Notes on a Life by Eleanor Coppola
Coppola family matriarch and documentarian Eleanor Coppola, a self-described “observer at heart,” is not new to the art of reporting on her famous family’s many filmmaking excursions and endeavors. Coppola routinely shoots documentaries and “making of” featurettes for her husband Francis Ford Coppola’s films, as well as for her filmmaking children Roman and Sofia Coppola. Coppola’s previous published work, Notes on the Making of Apocalypse Now, was a collection of reflections she recorded during the three years her family spent making her husband’s blockbuster, and she also filmed and narrated the award-winning documentary Hearts of Darkness: A Filmmaker’s Apocalypse. In her latest publication, however, Coppola turns the camera inward, exploring her and her family’s personal lives through a selection of her notebook entries that spans from the late '70s through June 2005.
Though multitalented, it is clear that Coppola sees her most important roles as those of wife and mother, and her interactions with her children are especially touching (even when Sofia is a grown woman filming her third movie, Coppola sneaks a doctor onto the set to examine her after she has spent the week coughing).

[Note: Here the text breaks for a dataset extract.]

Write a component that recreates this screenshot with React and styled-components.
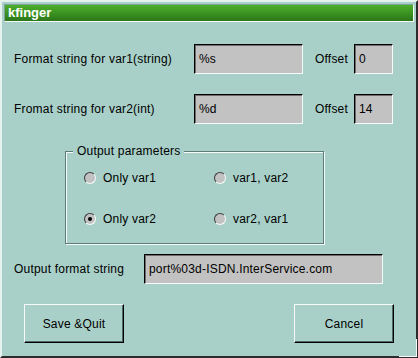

But Coppola also reflects candidly on her struggle to nurture her extremely gifted and prolific Hollywood family while attempting to find time for her own creative life. “I have an ongoing internal war,” Coppola writes, “a conflict between wanting to be a good wife and mother and also to draw, paint, design, write and shoot videos. I focus on my family and imagine there will be a time for my interests but there rarely is.”
Coppola has an artist’s eye for the world around her, describing each new locale’s landscape, culture, and art in exquisite poetic detail. The Coppolas’ Napa Valley winery serves as the family’s home base, as well as Coppola’s personal sanctuary and “a welcome shield” from Hollywood life. Coppola’s entries from Napa are content and introspective, and her descriptions of the vineyard and its nature consistently reflect her most peaceful moods. At the same time, many of the foreign countries that Coppola and her family travel to, either for business or pleasure, while exciting and creatively stimulating, create a sense of anxiety and homesickness in her writing. Flying home to California from one of Francis’s film shoots, Coppola writes, “…my toes are twitching in my shoes, anxious to be walking in the garden at home; my fingers tingle in anticipation of holding pencils again and working on some unfinished drawings in my room.”
Early in the memoir, the Coppola family is struck by tragedy with the loss of son Gio, twenty-two at the time of his death. Here Coppola’s entries are her most raw and heartbreaking, and also her most courageous. Coppola is any other mother suffering the unexpected loss of a child when she opens her heart to the reader following the incomprehensible event: “I am in an unspeakable rage. How could life so utterly and excruciatingly sabotage me…” And while her and her family’s grief carries on, Coppola finds strength in honoring Gio’s memory throughout her writings, finally acknowledging that the “deep volcanoes of searing emotion erupting without warning” are merely reminders “that I had a son whom I treasured and lost and won’t forget.”
While Coppola’s memoir is intimately personal, it is important to note that she sticks to exploring her own emotions and experiences, and never presumes to speak for any of her family members unless repeating a direct quote. This is a dignified and respectful choice when you consider the growing class of flashy celebrity tell-alls that have been recently springing up more and more. And though famous celebrities are featured throughout her entries, Coppola’s never resorts to tacky name-dropping. It just so happens that, as a member of a celebrated filmmaking family, celebrities play a role in the backdrop of Coppola’s life (and provide several amusing anecdotes for the reader). Coppola admits that she has never really gotten used to the more glamorous aspects of her life. At time she seems almost awed (and always gracious) when musing about the way her life turned out: “Moviemaking, which as I grew up seemed so exotic, [is] now a way my family [spends] an evening together.”
What emerges from these “notes” is a portrait of an extraordinary woman who, while traveling the world, renovating huge estates, making award-winning films, and rubbing elbows with celebrities, is also just a woman like any other, struggling to balance work and family, dealing with unexpected grief, and trying to achieve spiritual and creative fulfillment. It is Coppola’s words alone, however, that make these reflections on life so thoughtful, imaginative, and completely absorbing.